The increases are in service of a $140 million loan for capital improvements to the MAWC system.

Thursday marks the “Imagine a Day Without Water” organization's third annual campaign to draw attention to the nation's water infrastructure.

“Nationwide, water infrastructure is in deficit as far as replacement and reinvestment,” said MAWC spokesman Matt Junker, referencing a report by the American Society of Civil Engineers projecting that without significant investment in the billions of dollars, U.S. households will end up absorbing $59 billion in increased costs related to rate increases by 2020.
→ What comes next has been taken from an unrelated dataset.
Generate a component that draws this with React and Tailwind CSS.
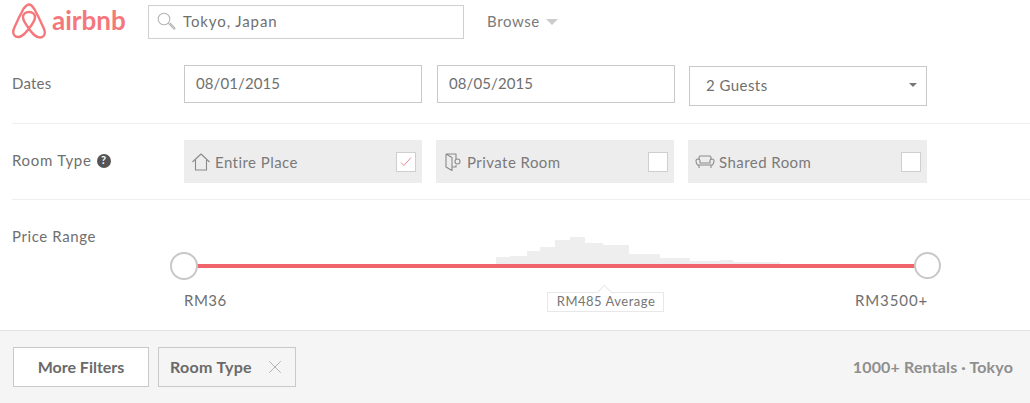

The American Society of Civil Engineers' report projects that if current investment and demand trends continue, the gap between nationwide needs and investment in water and sewer infrastructure will grow from $55 billion in 2010 to $144 billion by 2040.

A prime example is the Pittsburgh Water and Sewer Authority. A consultant-commissioned report unveiled this summer showed that nearly every piece of rotating equipment at the authority's water plant exhibited evidence of significant neglect. PWSA loses through leaky pipes about 50 percent of the 25 billion gallons of water it produces, the report stated.
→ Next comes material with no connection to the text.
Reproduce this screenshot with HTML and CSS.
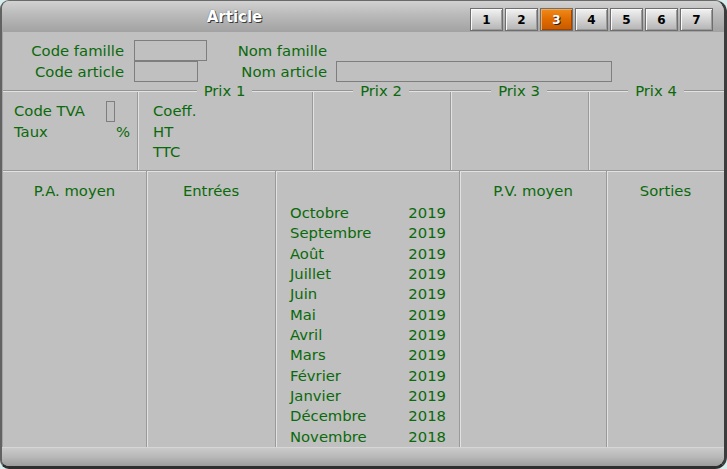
FILE: index.html
```html
<!DOCTYPE html>
<html lang="fr">
<head>
<meta charset="utf-8">
<title>Article</title>
<link rel="stylesheet" href="styles.css">
</head>
<body>
<div class="window">
  <div class="titlebar">
    <div class="title">Article</div>
    <div class="tabs">
      <span class="tab">1</span>
      <span class="tab">2</span>
      <span class="tab active">3</span>
      <span class="tab">4</span>
      <span class="tab">5</span>
      <span class="tab">6</span>
      <span class="tab">7</span>
    </div>
  </div>
  <div class="body">
    <div class="header">
      <div class="hrow">
        <span class="lbl lbl1">Code famille</span>
        <span class="box box-cf"></span>
        <span class="lbl lbl2a">Nom famille</span>
      </div>
      <div class="hrow">
        <span class="lbl lbl1">Code article</span>
        <span class="box box-ca"></span>
        <span class="lbl lbl2b">Nom article</span>
        <span class="box box-na"></span>
      </div>
    </div>
    <div class="prix">
      <div class="pcol pc0">
        <div class="legend"></div>
        <div class="pbody">
          <div class="prow"><span>Code TVA</span><span class="box box-tva"></span></div>
          <div class="prow"><span>Taux</span><span class="pct">%</span></div>
        </div>
      </div>
      <div class="pcol pc1">
        <div class="legend"><span>Prix 1</span></div>
        <div class="pbody sep">
          <div class="prow">Coeff.</div>
          <div class="prow">HT</div>
          <div class="prow">TTC</div>
        </div>
      </div>
      <div class="pcol pc2">
        <div class="legend"><span>Prix 2</span></div>
        <div class="pbody sep"></div>
      </div>
      <div class="pcol pc3">
        <div class="legend"><span>Prix 3</span></div>
        <div class="pbody sep"></div>
      </div>
      <div class="pcol pc4">
        <div class="legend"><span>Prix 4</span></div>
        <div class="pbody sep"></div>
      </div>
    </div>
    <div class="stats">
      <div class="scol s0"><div class="shead">P.A. moyen</div></div>
      <div class="scol s1 sep"><div class="shead">Entrées</div></div>
      <div class="scol s2 sep">
        <div class="shead">&nbsp;</div>
        <ul class="months">
          <li><span>Octobre</span><span>2019</span></li>
          <li><span>Septembre</span><span>2019</span></li>
          <li><span>Août</span><span>2019</span></li>
          <li><span>Juillet</span><span>2019</span></li>
          <li><span>Juin</span><span>2019</span></li>
          <li><span>Mai</span><span>2019</span></li>
          <li><span>Avril</span><span>2019</span></li>
          <li><span>Mars</span><span>2019</span></li>
          <li><span>Février</span><span>2019</span></li>
          <li><span>Janvier</span><span>2019</span></li>
          <li><span>Décembre</span><span>2018</span></li>
          <li><span>Novembre</span><span>2018</span></li>
        </ul>
      </div>
      <div class="scol s3 sep"><div class="shead">P.V. moyen</div></div>
      <div class="scol s4 sep"><div class="shead">Sorties</div></div>
    </div>
  </div>
  <div class="statusbar"></div>
</div>
</body>
</html>
```

FILE: styles.css
```css
* { box-sizing: border-box; }
html, body { margin: 0; padding: 0; }
body {
  background: #d6eeee;
  font-family: "DejaVu Sans", Verdana, sans-serif;
  font-size: 14.8px;
  color: #0a690a;
}
.window {
  width: 727px;
  height: 469px;
  display: flex;
  flex-direction: column;
  background: #c0c0c0;
  border-style: solid;
  border-color: #6a6a6a #3c3c3c #2e2e2e #626262;
  border-width: 1px 3px 3px 2px;
  border-radius: 9px 12px 12px 9px;
  overflow: hidden;
}
.titlebar {
  height: 31px;
  flex: none;
  display: flex;
  background: linear-gradient(#d2d2d2, #bcbcbc 40%, #a2a2a2);
}
.title {
  flex: 1;
  text-align: center;
  font-weight: bold;
  font-size: 15px;
  color: #fff;
  line-height: 33px;
  padding-right: 3px;
  text-shadow: 1px 1px 0 #3a3a3a, 0 0 1px #555;
}
.tabs {
  display: flex;
  gap: 2px;
  padding: 7px 11px 0 0;
}
.tab {
  width: 33px;
  height: 23px;
  display: flex;
  align-items: center;
  justify-content: center;
  font-weight: bold;
  font-size: 12px;
  color: #000;
  border: 1px solid #6e6e6e;
  background: linear-gradient(#f2f2f2, #d6d6d6 45%, #b4b4b4);
  box-shadow: inset 1px 1px 0 #fafafa, inset -1px -1px 0 #9a9a9a;
}
.tab.active {
  background: linear-gradient(#f08a1c, #e06c00 50%, #c65800);
  color: #fff;
  text-shadow: 1px 1px 0 #222;
  box-shadow: inset 1px 1px 0 #f6a850, inset -1px -1px 0 #a04400;
}
.body {
  flex: 1;
  display: flex;
  flex-direction: column;
  border-left: 1px solid #a4a4a4;
}
.header {
  padding-top: 8px;
  height: 58px;
  flex: none;
}
.hrow {
  display: flex;
  align-items: center;
  height: 21px;
}
.lbl { text-align: right; line-height: 21px; }
.lbl1 { width: 121px; margin-right: 10px; }
.lbl2a { width: 120px; }
.lbl2b { width: 129px; margin-right: 9px; }
.box {
  display: block;
  height: 21px;
  border: 1px solid #7e7e7e;
  background: #c0c0c0;
}
.box-cf { width: 73px; }
.box-ca { width: 64px; }
.box-na { width: 276px; }
.prix {
  display: flex;
  height: 81px;
  flex: none;
}
.pcol { display: flex; flex-direction: column; }
.pc0 { width: 134px; }
.pc1 { width: 175px; }
.pc2 { width: 138px; }
.pc3 { width: 138px; }
.pc4 { flex: 1; }
.legend {
  flex: none;
  display: flex;
  align-items: center;
  justify-content: center;
  border-top: 1px solid #969696;
  border-bottom: 1px solid #e2e2e2;
  box-sizing: content-box;
  height: 0;
}
.legend span {
  background: #c0c0c0;
  padding: 0 7px;
  line-height: 16px;
  white-space: nowrap;
}
.pbody {
  flex: 1;
  padding-top: 9px;
}
.sep {
  border-left: 1px solid #9a9a9a;
  box-shadow: inset 1px 0 0 #e2e2e2;
}
.pc0 .pbody { padding-left: 11px; padding-right: 7px; }
.pc1 .pbody { padding-left: 15px; }
.prow {
  height: 20.5px;
  line-height: 20.5px;
  display: flex;
  align-items: center;
  justify-content: space-between;
}
.pc1 .prow { justify-content: flex-start; }
.box-tva { width: 9px; height: 21px; margin-right: 15px; }
.stats {
  flex: 1;
  display: flex;
  border-top: 1px solid #9a9a9a;
  box-shadow: inset 0 1px 0 #e2e2e2;
  margin-top: -1px;
}
.scol { padding-top: 10px; }
.s0 { width: 143px; }
.s1 { width: 129px; }
.s2 { width: 184px; }
.s3 { width: 147px; }
.s4 { flex: 1; }
.shead {
  text-align: center;
  line-height: 20px;
  height: 20px;
}
.months {
  list-style: none;
  margin: 2px 0 0;
  padding: 0 13px 0 14px;
}
.months li {
  display: flex;
  justify-content: space-between;
  height: 20.35px;
  line-height: 20.35px;
}
.statusbar {
  height: 19px;
  flex: none;
  border-top: 1px solid #d6d6d6;
  background: linear-gradient(#cacaca, #b8b8b8 50%, #9c9c9c);
}
```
The authority lacks a holistic strategy for correcting problems and could “waste hundreds of millions” by spending money on the greatest perceived problems rather than a comprehensive facilitywide approach, according to the report.

Robert Weimar, PWSA's interim executive director, said the authority is “doing the best we can with what we've got.”
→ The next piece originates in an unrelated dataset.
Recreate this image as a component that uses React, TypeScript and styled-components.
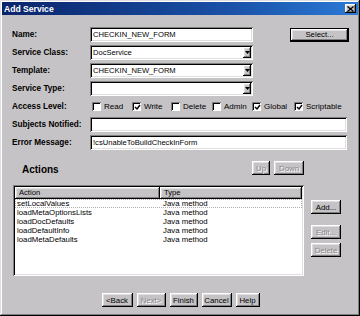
import styled, { createGlobalStyle } from "styled-components";

const GlobalStyle = createGlobalStyle`
  html, body { margin: 0; padding: 0; background: #c6c3c6; }
  body { font-family: "Liberation Sans", Arial, sans-serif; font-size: 8px; color: #000; }
  * { box-sizing: border-box; }
`;

const raised = `
  box-shadow: inset -1px -1px #000, inset 1px 1px #fff, inset -2px -2px #808080, inset 2px 2px #dfdfdf;
`;

const sunken = `
  box-shadow: inset 1px 1px #808080, inset -1px -1px #fff, inset 2px 2px #000, inset -2px -2px #dfdfdf;
`;

const actions = [
  "setLocalValues",
  "loadMetaOptionsLists",
  "loadDocDefaults",
  "loadDefaultInfo",
  "loadMetaDefaults",
];

const access = [
  { label: "Read", checked: false, width: 40 },
  { label: "Write", checked: true, width: 39 },
  { label: "Delete", checked: false, width: 41 },
  { label: "Admin", checked: false, width: 40 },
  { label: "Global", checked: true, width: 42 },
  { label: "Scriptable", checked: true, width: 50 },
];

function CheckMark() {
  return (
    <svg width="7" height="7" viewBox="0 0 7 7">
      <path d="M1 3 L3 5 L6 1" stroke="#000" strokeWidth="1.4" fill="none" />
    </svg>
  );
}

function Arrow() {
  return (
    <svg width="5" height="3" viewBox="0 0 5 3">
      <path d="M0 0 H5 L2.5 3 Z" fill="#000" />
    </svg>
  );
}

export default function App() {
  return (
    <>
      <GlobalStyle />
      <St.Window>
        <St.TitleBar>
          <St.Title>Add Service</St.Title>
          <St.Close>
            <svg width="7" height="6" viewBox="0 0 7 6">
              <path d="M0.5 0.5 L6.5 5.5 M6.5 0.5 L0.5 5.5" stroke="#000" strokeWidth="1.3" />
            </svg>
          </St.Close>
        </St.TitleBar>

        <St.Body>
          <St.Form>
            <St.Row>
              <St.Label>Name:</St.Label>
              <St.TextBox $width={163}>CHECKIN_NEW_FORM</St.TextBox>
              <St.Button $width={59} $default>Select...</St.Button>
            </St.Row>
            <St.Row>
              <St.Label>Service Class:</St.Label>
              <St.Combo>
                <St.ComboText>DocService</St.ComboText>
                <St.DropButton><Arrow /></St.DropButton>
              </St.Combo>
            </St.Row>
            <St.Row>
              <St.Label>Template:</St.Label>
              <St.Combo>
                <St.ComboText>CHECKIN_NEW_FORM</St.ComboText>
                <St.DropButton><Arrow /></St.DropButton>
              </St.Combo>
            </St.Row>
            <St.Row>
              <St.Label>Service Type:</St.Label>
              <St.Combo>
                <St.ComboText />
                <St.DropButton><Arrow /></St.DropButton>
              </St.Combo>
            </St.Row>
            <St.Row>
              <St.Label>Access Level:</St.Label>
              <St.Checks>
                {access.map((a) => (
                  <St.CheckItem key={a.label} $width={a.width}>
                    <St.Box>{a.checked && <CheckMark />}</St.Box>
                    {a.label}
                  </St.CheckItem>
                ))}
              </St.Checks>
            </St.Row>
            <St.Row>
              <St.Label>Subjects Notified:</St.Label>
              <St.TextBox $width={257} />
            </St.Row>
            <St.Row>
              <St.Label>Error Message:</St.Label>
              <St.TextBox $width={257}>!csUnableToBuildCheckInForm</St.TextBox>
            </St.Row>
          </St.Form>

          <St.ActionsBar>
            <St.Heading>Actions</St.Heading>
            <St.Button $width={18} disabled>Up</St.Button>
            <St.Button $width={30} disabled>Down</St.Button>
          </St.ActionsBar>

          <St.ListArea>
            <St.List>
              <St.HeaderRow>
                <St.HeaderCell $width={145}>Action</St.HeaderCell>
                <St.HeaderCell>Type</St.HeaderCell>
              </St.HeaderRow>
              {actions.map((name, i) => (
                <St.ListRow key={name} $focused={i === 0}>
                  <St.NameCell>{name}</St.NameCell>
                  <St.TypeCell>Java method</St.TypeCell>
                </St.ListRow>
              ))}
            </St.List>
            <St.SideButtons>
              <St.Button $width={30}>Add...</St.Button>
              <St.Button $width={30} disabled style={{ marginTop: 11 }}>Edit...</St.Button>
              <St.Button $width={30} disabled style={{ marginTop: 4 }}>Delete</St.Button>
            </St.SideButtons>
          </St.ListArea>

          <St.Footer>
            <St.Button $width={31}>&lt;Back</St.Button>
            <St.Button $width={29} disabled>Next&gt;</St.Button>
            <St.Button $width={28}>Finish</St.Button>
            <St.Button $width={30}>Cancel</St.Button>
            <St.Button $width={24}>Help</St.Button>
          </St.Footer>
        </St.Body>
      </St.Window>
    </>
  );
}

const St = {
  Window: styled.div`
    width: 360px;
    height: 316px;
    padding: 2px;
    background: #c6c3c6;
    box-shadow: inset -1px -1px #000, inset 1px 1px #dfdfdf, inset -2px -2px #808080, inset 2px 2px #fff;
    display: flex;
    flex-direction: column;
  `,
  TitleBar: styled.div`
    height: 13px;
    display: flex;
    align-items: center;
    justify-content: space-between;
    padding: 0 2px 0 2px;
    background: linear-gradient(90deg, #0a246a 0%, #1a52a8 65%, #2a7ad6 100%);
  `,
  Title: styled.span`
    color: #fff;
    font-weight: bold;
    font-size: 8.6px;
  `,
  Close: styled.div`
    width: 11px;
    height: 9px;
    background: #c6c3c6;
    ${raised}
    display: flex;
    align-items: center;
    justify-content: center;
  `,
  Body: styled.div`
    display: flex;
    flex-direction: column;
    padding: 12px 9px 0 10px;
  `,
  Form: styled.div`
    display: flex;
    flex-direction: column;
    gap: 3px;
  `,
  Row: styled.div`
    display: flex;
    align-items: center;
    height: 15px;
  `,
  Label: styled.span`
    width: 78px;
    flex: none;
    font-weight: bold;
    font-size: 8.2px;
  `,
  TextBox: styled.div<{ $width: number }>`
    width: ${(p) => p.$width}px;
    height: 15px;
    background: #fff;
    ${sunken}
    padding: 0 3px;
    line-height: 15px;
    font-size: 7.6px;
    white-space: nowrap;
    overflow: hidden;
  `,
  Combo: styled.div`
    width: 163px;
    height: 15px;
    display: flex;
    ${sunken}
    padding: 2px;
    background: #fff;
  `,
  ComboText: styled.div`
    flex: 1;
    padding-left: 1px;
    line-height: 11px;
    font-size: 7.6px;
    white-space: nowrap;
  `,
  DropButton: styled.div`
    width: 8px;
    background: #c6c3c6;
    ${raised}
    display: flex;
    align-items: center;
    justify-content: center;
  `,
  Button: styled.button<{ $width: number; $default?: boolean }>`
    width: ${(p) => p.$width}px;
    height: 14px;
    padding: 0;
    margin: 0;
    font-family: "Liberation Sans", Arial, sans-serif;
    font-size: 7.8px;
    color: #000;
    background: #c6c3c6;
    border: ${(p) => (p.$default ? "1px solid #000" : "none")};
    ${raised}
    flex: none;
    &:disabled {
      color: #8a878a;
      text-shadow: 1px 1px #fff;
    }
    ${(p) => (p.$default ? "margin-left: auto;" : "")}
  `,
  Checks: styled.div`
    display: flex;
    align-items: center;
    padding-left: 2px;
  `,
  CheckItem: styled.label<{ $width: number }>`
    width: ${(p) => p.$width}px;
    display: flex;
    align-items: center;
    gap: 3px;
    font-size: 8px;
    white-space: nowrap;
  `,
  Box: styled.span`
    width: 9px;
    height: 9px;
    background: #fff;
    box-shadow: inset 1px 1px #808080, inset -1px -1px #fff, inset 2px 2px #000;
    display: flex;
    align-items: center;
    justify-content: center;
    padding: 1px 0 0 1px;
  `,
  ActionsBar: styled.div`
    display: flex;
    align-items: flex-end;
    gap: 4px;
    height: 14px;
    margin-top: 11px;
    width: 292px;
  `,
  Heading: styled.span`
    padding-left: 10px;
    margin-right: auto;
    font-weight: bold;
    font-size: 10px;
    line-height: 11px;
  `,
  ListArea: styled.div`
    display: flex;
    gap: 7px;
    margin-top: 10px;
    padding-left: 1px;
  `,
  List: styled.div`
    width: 291px;
    height: 91px;
    background: #fff;
    ${sunken}
    padding: 2px;
    display: flex;
    flex-direction: column;
  `,
  HeaderRow: styled.div`
    display: flex;
    height: 12px;
    flex: none;
  `,
  HeaderCell: styled.div<{ $width?: number }>`
    ${(p) => (p.$width ? `width: ${p.$width}px;` : "flex: 1;")}
    background: #c6c3c6;
    ${raised}
    padding-left: 4px;
    line-height: 12px;
    font-size: 7.6px;
  `,
  ListRow: styled.div<{ $focused?: boolean }>`
    display: flex;
    height: 9px;
    flex: none;
    line-height: 9px;
    font-size: 7.8px;
    ${(p) => (p.$focused ? "outline: 1px dotted #b0b0b0; outline-offset: -1px;" : "")}
  `,
  NameCell: styled.div`
    width: 145px;
    padding-left: 2px;
  `,
  TypeCell: styled.div`
    flex: 1;
    padding-left: 3px;
  `,
  SideButtons: styled.div`
    display: flex;
    flex-direction: column;
    margin-top: 15px;
  `,
  Footer: styled.div`
    display: flex;
    justify-content: center;
    gap: 4px;
    margin-top: 17px;
  `,
};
He described the report's findings as a “surface pulse” and said consultants would find upon a more detailed look that PWSA is aware of and attempting to address problems that were cited.

Junker said the MAWC is looking to avoid the Pittsburgh authority's situation by keeping current with maintenance and reinvestment. Upcoming improvements include a $40 million expansion and upgrade at its treatment plant, nearly $13 million in maintenance, upgrades and new construction of water storage tanks, $42 million in line replacements and nearly $5 million of work at its pump stations.

And water customers will foot the bill. The hikes are expected to bring in more than $13.6 million per year for the authority. Junker said the average monthly water bill for MAWC customers is just over $43.

“Our rates reflect a certain number of projects that we have to accomplish, and we have to meet the cost of providing water service,” Junker said.

Randy Kraus, consulting engineer for the Fawn-Frazer Water Authority, said water customers who feel as though they pay too much should understand that public authorities do not turn a profit.

“All of the surplus gets rolled back into the system,” Kraus said.

The authority that serves Fawn, Frazer and parts of West Deer, Springdale and Harrison has just over 1,900 residential customers who pay a little more than $26 per month for water.

“We have a number of storage tanks that will need maintenance and some repainting, and a couple pump stations that will require upgrades. Those are probably the biggest capital items they'll need to fund,” Kraus said.

Mark Nicely, manager of the Fox Chapel Authority, said its 5,500 customers pay rates — $15.38 per quarter, and a charge per 1,000 gallons that starts at $8.81 and drops with subsequent usage — that are among the top third in Allegheny County. Those rates will generate between $750,000 and $1 million in what he called “unallocated earnings.”

“That's the capital I'll put back into the system the following year,” Nicely said.